In most current implementations, what EQ does is more akin to a
machine-word comparisson. For most objects, this means a
pointer-comparisson, since they are non-immediate, that is they are
always passed around via their pointers.

Certain small, unmutatable objects, that can be made to fit entirely
(including any necessary tag-bits, see below) into a machine-word, are
passed around as immediate objects, that is instead of a pointer, they
are passed around themselves inside the machine-word. For current 32bit
or larger machines, this normally includes characters (8-16 bits), and
fixnums (usually 32bit-tag bits for that reason), but it could include
other smallish stuff.

This works, because Common Lisp provides you with no operators that
let you mutate (parts of) a character or fixnum in-place (unlike
e.g. conses), and hence the only useful equality predicate on them is
that of value-equality, i.e. two numbers are "identical" IFF they have
the same value.

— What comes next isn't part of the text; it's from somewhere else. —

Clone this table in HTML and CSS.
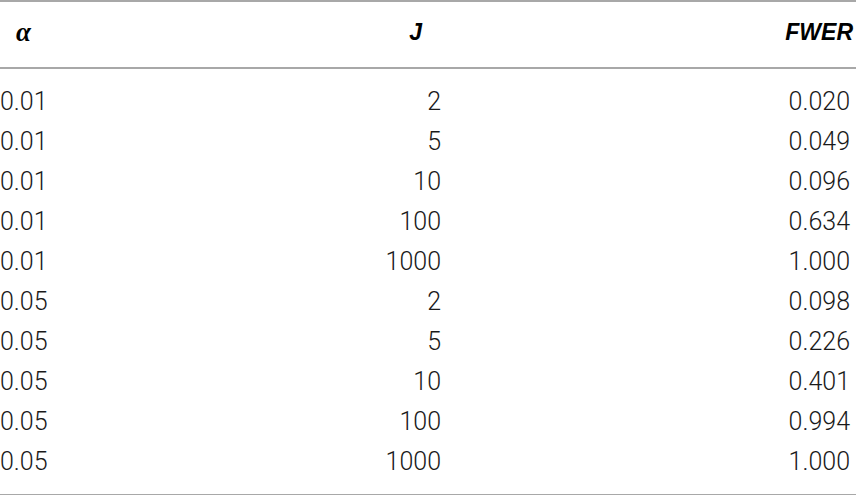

You cannot normally discern two different numbers
which have the value 4. Therefore immediate representation of chars
and numbers is possible.

In order to discern the type of machine-word at hand (pointer, fixnum
or char), you need to make fixnums and chars distinct from pointers in
their bit-level representation. This is nowadays normally achieved
through tag bits, which are usually taken from the lower-end of the
machine-word, since pointers on modern hardware should almost always
be at least word-aligned (4 bytes for 32bit machines), if not more,
which usually leaves the lower 2-3 bits unused anyways.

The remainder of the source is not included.